Satu Keluarga, Satu Mangrove: Upaya Warga Tambak Mulyo Menjaga Lingkungan

22 Februari 2025

JRS INDONESIA menyadari bahwa penyebab pengungsian paksa semakin beragam. Selain konflik sosial dan bencana alam, pengungsian juga sering dipicu oleh pembangunan dan perubahan iklim. Di Pantai Utara Jawa, ancaman nyata pengungsian paksa terjadi akibat kerusakan lingkungan seperti penurunan tanah dan abrasi yang disebabkan oleh eksploitasi air tanah serta kenaikan permukaan laut akibat pemanasan global.

Dalam upaya mendukung komunitas terdampak, JRS Indonesia bekerja sama dengan Lembaga Pendamping Usaha Buruh Tani dan Nelayan (LPUBTN) Keuskupan Agung Semarang dan sebuah pesantren di Demak. Kolaborasi ini bertujuan untuk meningkatkan kesadaran pentingnya pemulihan lingkungan melalui kegiatan seperti penanaman mangrove dan pembangunan fasilitas belajar yang aman dari pasang surut air laut untuk anak-anak setempat.

RW XV Tambak Mulyo, Semarang, merupakan kawasan pesisir yang sangat rentan terhadap abrasi dan banjir rob. Meskipun tanggul beton telah dibangun, langkah ini saja tidak cukup. Mangrove, dengan akar yang kuat, berperan sebagai pelindung alami dari abrasi sekaligus menciptakan ekosistem yang mendukung kehidupan satwa dan manusia.

Inisiatif “One Family One Mangrove” (OFOM) menjadi tonggak perubahan di RW XV Tambak Mulyo. Program ini dirancang untuk tidak hanya memulihkan lingkungan, tetapi juga membangun kesadaran kolektif masyarakat. Sebanyak 605 keluarga setempat dipilih menjadi “orang tua asuh” bagi bibit mangrove. Selain tanggung jawab teknis, peran ini juga membangun hubungan emosional antara warga dan tanaman mangrove. Melalui pelatihan intensif, warga belajar bahwa merawat mangrove berarti melindungi rumah mereka sendiri.
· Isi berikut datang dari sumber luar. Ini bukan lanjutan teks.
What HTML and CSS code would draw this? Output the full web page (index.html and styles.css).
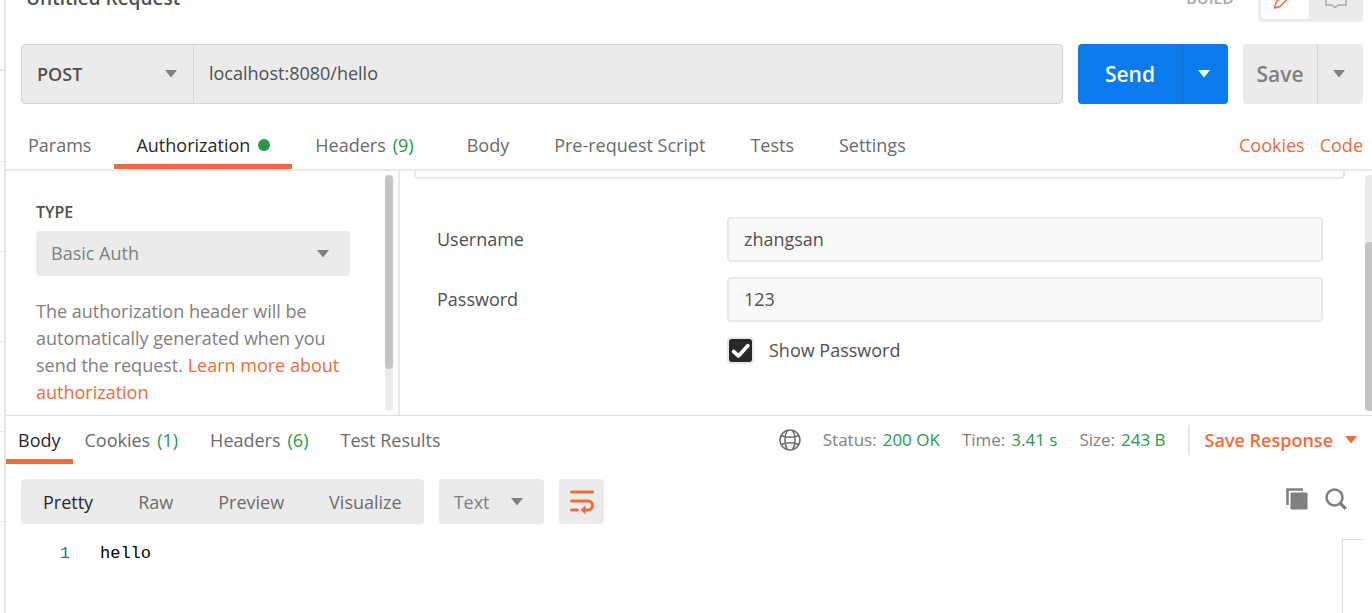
FILE: index.html
```html
<!DOCTYPE html>
<html lang="en">
<head>
<meta charset="utf-8">
<title>Untitled Request</title>
<link rel="stylesheet" href="styles.css">
</head>
<body>
<svg class="defs" aria-hidden="true">
  <symbol id="caret" viewBox="0 0 12 8"><path d="M0 0h12L6 7.5z" fill="currentColor"/></symbol>
</svg>
<div class="app">
  <aside class="rail" aria-hidden="true">
    <span></span><span></span><span></span><span></span><span></span><span></span>
  </aside>
  <main class="workspace">
    <header class="title-clip">
      <div class="title-row">
        <h1 class="title">Untitled Request</h1>
        <span class="mode-label">BUILD</span>
        <div class="mode">
          <button class="mode-btn active" type="button" aria-label="Edit">
            <svg width="24" height="24" viewBox="0 0 24 24" fill="none" stroke="currentColor" stroke-width="1.5" stroke-linejoin="round"><path d="M1.500 20l1.500-5.500L15.500 2l4 4L7 18.500z"/></svg>
          </button>
          <button class="mode-btn" type="button" aria-label="Comments">
            <svg width="24" height="24" viewBox="0 0 24 24" fill="none" stroke="currentColor" stroke-width="1.5"><path d="M2 2h20v15h-7.500L11 19.500 8 17H2z"/></svg>
          </button>
        </div>
      </div>
    </header>

    <form class="request-bar">
      <div class="url-box">
        <div class="select method">
          <select aria-label="Method"><option>POST</option></select>
          <svg class="caret"><use href="#caret"/></svg>
        </div>
        <input class="url" type="text" aria-label="Request URL" value="localhost:8080/hello">
      </div>
      <div class="split send">
        <button type="button" class="split-main">Send</button>
        <button type="button" class="split-more" aria-label="Send options"><svg class="caret"><use href="#caret"/></svg></button>
      </div>
      <div class="split save">
        <button type="button" class="split-main">Save</button>
        <button type="button" class="split-more" aria-label="Save options"><svg class="caret"><use href="#caret"/></svg></button>
      </div>
    </form>

    <nav class="request-tabs">
      <button type="button" class="tab">Params</button>
      <button type="button" class="tab active">Authorization<i class="dot"></i></button>
      <button type="button" class="tab">Headers<span class="count">(9)</span></button>
      <button type="button" class="tab">Body</button>
      <button type="button" class="tab">Pre-request Script</button>
      <button type="button" class="tab">Tests</button>
      <button type="button" class="tab">Settings</button>
      <div class="tab-links"><a href="#cookies">Cookies</a><a href="#code">Code</a></div>
    </nav>

    <section class="auth">
      <div class="auth-type">
        <label class="type-label" for="type">TYPE</label>
        <div class="select type-select">
          <select id="type"><option>Basic Auth</option></select>
          <svg class="caret"><use href="#caret"/></svg>
        </div>
        <p class="hint">The authorization header will be automatically generated when you send the request. <a href="#learn">Learn more about authorization</a></p>
        <div class="scrollbar"><i class="thumb"></i></div>
      </div>
      <div class="auth-form">
        <div class="notice"></div>
        <div class="fields">
          <label for="username">Username</label>
          <input class="field" id="username" type="text" value="zhangsan">
          <label for="password">Password</label>
          <input class="field" id="password" type="text" value="123">
          <div class="show">
            <span class="check">
              <input type="checkbox" id="show" checked>
              <svg viewBox="0 0 22 22" fill="none" stroke="#fff" stroke-width="3.6" stroke-linecap="round" stroke-linejoin="round"><path d="M4.500 12l4.500 4.200L18 6.500"/></svg>
            </span>
            <label for="show">Show Password</label>
          </div>
        </div>
        <div class="scrollbar edge"><i class="thumb"></i></div>
      </div>
    </section>

    <section class="response">
      <div class="response-head">
        <nav class="response-tabs">
          <button type="button" class="tab active">Body</button>
          <button type="button" class="tab">Cookies<span class="count">(1)</span></button>
          <button type="button" class="tab">Headers<span class="count">(6)</span></button>
          <button type="button" class="tab">Test Results</button>
        </nav>
        <div class="meta">
          <svg class="globe" width="22" height="22" viewBox="0 0 22 22" fill="none" stroke="currentColor" stroke-width="1.5"><circle cx="11" cy="11" r="10"/><path d="M8.500 1.200C5 6.500 5 15.500 8.500 20.800M13.500 1.200c3.500 5.300 3.500 14.300 0 19.600M2.500 6.500c4 2.200 13 2.200 17 0M2.500 15.500c4-2.200 13-2.200 17 0"/></svg>
          <span class="stat">Status:<b>200 OK</b></span>
          <span class="stat">Time:<b>3.41 s</b></span>
          <span class="stat">Size:<b>243 B</b></span>
          <button type="button" class="save-response">Save Response<svg class="caret"><use href="#caret"/></svg></button>
        </div>
      </div>

      <div class="toolbar">
        <div class="views">
          <button type="button" class="active">Pretty</button>
          <button type="button">Raw</button>
          <button type="button">Preview</button>
          <button type="button">Visualize</button>
        </div>
        <div class="select format">
          <select aria-label="Format"><option>Text</option></select>
          <svg class="caret"><use href="#caret"/></svg>
        </div>
        <button type="button" class="wrap" aria-label="Wrap lines">
          <svg width="26" height="26" viewBox="0 0 26 26" fill="none" stroke="currentColor" stroke-width="3" stroke-linecap="round"><path d="M3.500 3h21M3.500 12h16.500a4.500 4.500 0 0 1 0 9H17M3.500 21h6"/><path d="M12.500 21l5-4.800v9.300z" fill="currentColor" stroke="none"/></svg>
        </button>
        <div class="tools">
          <button type="button" aria-label="Copy"><svg width="22" height="22" viewBox="0 0 22 22"><path d="M1.500 17V1.500H17" fill="none" stroke="currentColor" stroke-width="2.600"/><rect x="4.500" y="4.500" width="17" height="17" rx="1" fill="currentColor"/></svg></button>
          <button type="button" aria-label="Search"><svg width="22" height="22" viewBox="0 0 22 22" fill="none" stroke="currentColor" stroke-width="2.600"><circle cx="9.500" cy="9.500" r="8"/><path d="M15 15l5.800 5.800" stroke-width="3.200"/></svg></button>
        </div>
      </div>

      <div class="editor">
        <span class="line-no">1</span>
        <code class="line">hello</code>
        <div class="minimap"></div>
      </div>
    </section>
  </main>
</div>
</body>
</html>
```
FILE: styles.css
```css
* { box-sizing: border-box; }
body {
  margin: 0;
  background: #fff;
  color: #505050;
  font: 18px/27px "Open Sans", sans-serif;
}
button, input, select {
  margin: 0;
  padding: 0;
  border: 0;
  background: none;
  color: inherit;
  font: inherit;
}
button { cursor: pointer; white-space: nowrap; }
svg { display: block; flex: none; }
a { color: #f26b3a; text-decoration: none; }
.defs { position: absolute; width: 0; height: 0; }
.caret { width: 12px; height: 8px; color: #808080; pointer-events: none; }

.app { display: flex; height: 100vh; overflow: hidden; }
.rail {
  flex: none;
  width: 6px;
  padding-top: 69px;
  border-right: 2px solid #e6e6e6;
}
.rail span { display: block; height: 90px; border-top: 1px solid #e6e6e6; }
.rail span:first-child { height: 92px; border-top-width: 2px; }
.workspace { flex: 1; min-width: 0; display: flex; flex-direction: column; }

/* Title row, scrolled partly under the window's top edge */
.title-clip {
  display: flex;
  align-items: flex-end;
  height: 22px;
  overflow: hidden;
  padding: 0 9px 0 20px;
}
.title-row { flex: 1; display: flex; align-items: center; height: 45px; }
.title { margin: 0; padding-bottom: 2px; font-size: 19px; font-weight: 600; }
.mode-label { margin-left: auto; margin-right: 24px; padding-bottom: 2px; font-size: 16px; font-weight: 600; color: #a9a9a9; }
.mode { display: flex; gap: 3px; width: 105px; height: 45px; padding: 3px; border-radius: 4px; background: #ebebeb; }
.mode-btn { flex: 1; display: grid; place-items: center; border-radius: 4px; color: #a9a9a9; }
.mode-btn.active { background: #fff; color: #f26b3a; }

/* Request line */
.request-bar { display: flex; gap: 15px; padding: 22px 9px 0 15px; }
.url-box {
  flex: 1;
  display: flex;
  height: 60px;
  border: 1px solid #d4d4d4;
  border-radius: 4px;
  background: #ebebeb;
  overflow: hidden;
}
.select { display: grid; align-items: center; }
.select select, .select .caret { grid-area: 1 / 1; }
.select select { width: 100%; height: 100%; padding: 0 15px; appearance: none; }
.select .caret { justify-self: end; margin-right: 21px; }
.method { width: 172px; border-right: 1px solid #d4d4d4; font-weight: 600; }
.method .caret { margin-right: 16px; }
.url { flex: 1; min-width: 0; padding: 0 15px 2px; }
.split { display: flex; height: 60px; border-radius: 4px; overflow: hidden; font-size: 21px; font-weight: 600; }
.split-more { display: grid; place-items: center; width: 46px; padding-right: 3px; border-left: 1px solid #d4d4d4; }
.send { background: #097bed; color: #fff; }
.send .split-main { width: 104px; }
.send .split-more { border-color: #0a6fd4; }
.send .caret { color: #fff; }
.save { background: #ebebeb; color: #808080; }
.save .split-main { width: 74px; }

/* Tabs */
.request-tabs { display: flex; gap: 1px; height: 67px; padding-right: 9px; border-bottom: 2px solid #e9e9e9; }
.tab { display: flex; align-items: center; color: #6b6b6b; border-bottom: 5px solid transparent; }
.tab.active { color: #282828; border-color: #f26b3a; }
.request-tabs .tab { padding: 22px 22px 0; }
.count { margin: 0 8px 0 7px; color: #249c47; }
.dot { width: 12px; height: 12px; margin-left: 8px; border-radius: 50%; background: #249c47; }
.tab-links { display: flex; align-items: center; gap: 15px; margin-left: auto; padding: 22px 0 5px; }

/* Authorization */
.auth { display: flex; height: 245px; border-bottom: 1px solid #dfdfdf; }
.auth-type { position: relative; flex: none; width: 394px; padding: 28px 48px 0 30px; border-right: 2px solid #e9e9e9; }
.type-label { display: block; height: 32px; font-size: 16px; font-weight: 600; }
.type-select { height: 45px; border-radius: 4px; background: #ebebeb; color: #808080; }
.hint { margin: 22px 0 0; color: #808080; }
.scrollbar { position: absolute; top: 4px; right: 5px; bottom: 4px; width: 8px; border-radius: 4px; background: #ebebeb; }
.thumb { display: block; height: 194px; border-radius: 4px; background: #c4c4c4; }
.edge { right: 0; width: 7px; border-radius: 4px 0 0 4px; padding-top: 67px; }
.edge .thumb { height: 100%; border-radius: 4px 0 0 4px; }
.auth-form { position: relative; flex: 1; min-width: 0; }
.notice { height: 8px; margin: 0 27px 0 14px; border: 2px solid #e9e9e9; border-top: 0; border-radius: 0 0 4px 4px; }
.fields { display: grid; grid-template-columns: 290px 1fr; gap: 15px 0; align-items: center; padding: 38px 49px 0 37px; }
.field { width: 100%; height: 45px; padding: 0 15px 2px; border: 2px solid #e9e9e9; border-radius: 4px; background: #fafafa; }
.show { grid-column: 2; display: flex; align-items: center; gap: 15px; }
.check { display: grid; width: 27px; height: 27px; }
.check > * { grid-area: 1 / 1; width: 100%; height: 100%; }
.check input { appearance: none; border: 2px solid #e9e9e9; border-radius: 4px; background: #282828; background-clip: padding-box; }
.check svg { padding: 2px; pointer-events: none; }

/* Response */
.response { flex: 1; display: flex; flex-direction: column; }
.response-head { display: flex; justify-content: space-between; height: 48px; padding-right: 15px; }
.response-tabs { display: flex; }
.response-tabs .tab { padding: 5px 12px 0; }
.meta { display: flex; align-items: center; gap: 22px; font-size: 17px; color: #808080; }
.globe { color: #6b6b6b; }
.stat { padding-bottom: 2px; }
.stat b { margin-left: 6px; font-weight: 400; color: #249c47; }
.save-response {
  display: flex;
  align-items: center;
  gap: 12px;
  height: 30px;
  padding-left: 15px;
  border-left: 2px solid #e6e6e6;
  font-size: 18px;
  font-weight: 600;
  color: #f26b3a;
}
.save-response .caret { color: #f26b3a; }
.toolbar { display: flex; gap: 15px; height: 60px; padding: 15px 25px 0 15px; }
.views { display: flex; gap: 1px; border-radius: 4px; background: #ebebeb; color: #6b6b6b; }
.views button { padding: 2px 22px 0; }
.views .active { color: #282828; }
.format { width: 105px; border-radius: 4px; background: #ebebeb; color: #808080; }
.format select { padding-top: 2px; }
.wrap { display: grid; place-items: center; width: 45px; border-radius: 4px; background: #ebebeb; color: #f26b3a; }
.tools { display: flex; align-items: center; gap: 17px; height: 40px; margin-left: auto; color: #808080; }
.editor { flex: 1; display: flex; gap: 30px; padding: 15px 9px 0 0; font: 17px/29px "Liberation Mono", monospace; }
.line-no { width: 64px; text-align: right; color: #237893; }
.line { flex: 1; font: inherit; color: #000; }
.minimap { width: 21px; border: 1px solid #dfdfdf; border-width: 1px 0 0 1px; }
```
Dalam dua tahap, sebanyak 2.250 bibit mangrove didistribusikan ke masyarakat. Penanaman ini melibatkan berbagai kalangan, termasuk siswa SMA, yang turut ambil bagian dalam momentum perayaan Hari Bumi. Tidak hanya itu, pada Agustus 2024, tambahan 700 bibit jenis Rhizophora mucronata disiapkan berkat dukungan dana kompensasi jejak karbon dari pertemuan internasional Jesuit Education Network di Yogyakarta. Bibit ini dipelihara di lokasi pembibitan sementara hingga siap dipindahkan ke kawasan konservasi permanen.
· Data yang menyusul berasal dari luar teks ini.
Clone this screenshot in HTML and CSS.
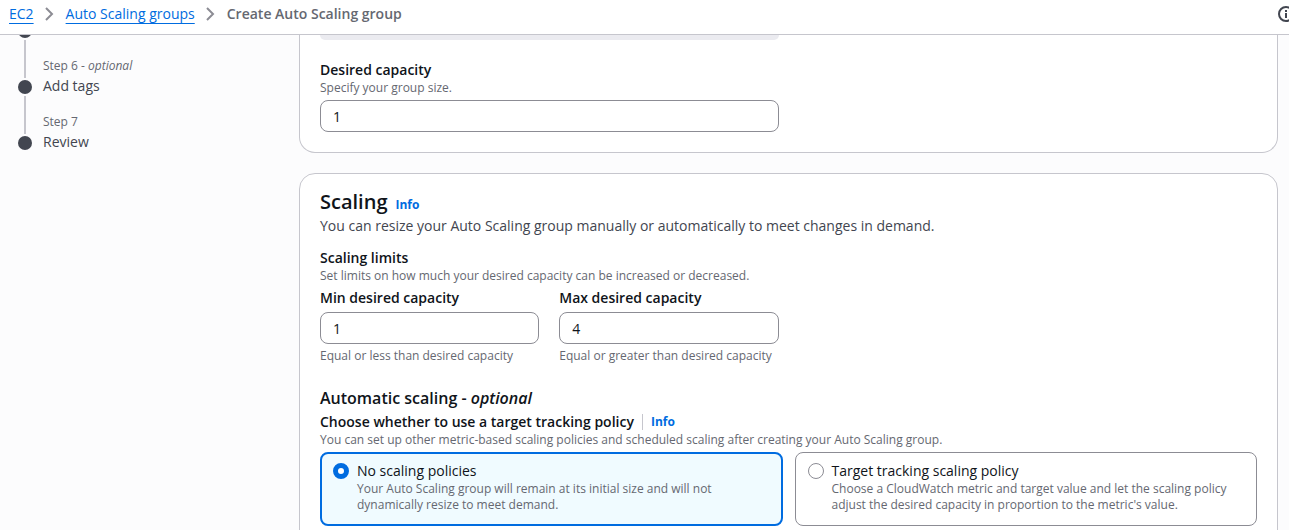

Namun, perjalanan menuju keberhasilan tidaklah mudah. Pada tahap awal, 1.000 bibit mangrove gagal tumbuh akibat gelombang tinggi dan keterbatasan lahan. Meski begitu, warga RW XV bersama mitra terus berjuang dengan semangat untuk melestarikan lingkungan pesisir mereka.

Kendala utama meliputi lahan terbatas, gelombang tinggi, dan rendahnya kesadaran masyarakat. Untuk mengatasinya, teknik tanam gantung diterapkan di area yang terlalu dalam, sementara edukasi berkelanjutan menjadi kunci meningkatkan partisipasi masyarakat. Dukungan tambahan, seperti pembelian bambu, jaring, dan tenaga kerja dari LPUBTN KAS, menunjukkan semangat gotong royong yang menjadi inti keberhasilan program ini.

Program ini tidak hanya bertujuan menyelamatkan lingkungan, tetapi juga membangun rasa tanggung jawab kolektif untuk menjaga alam sebagai bagian dari kehidupan sehari-hari. Inisiatif “One Family One Mangrove” membuktikan bahwa perubahan besar dapat dimulai dari langkah kecil. Dengan terus melibatkan generasi muda dan memperkuat kolaborasi dengan berbagai pihak, Tambak Mulyo dapat menjadi model bagi wilayah pesisir lainnya. Bersama-sama, kita dapat membangun masa depan yang lebih berkelanjutan.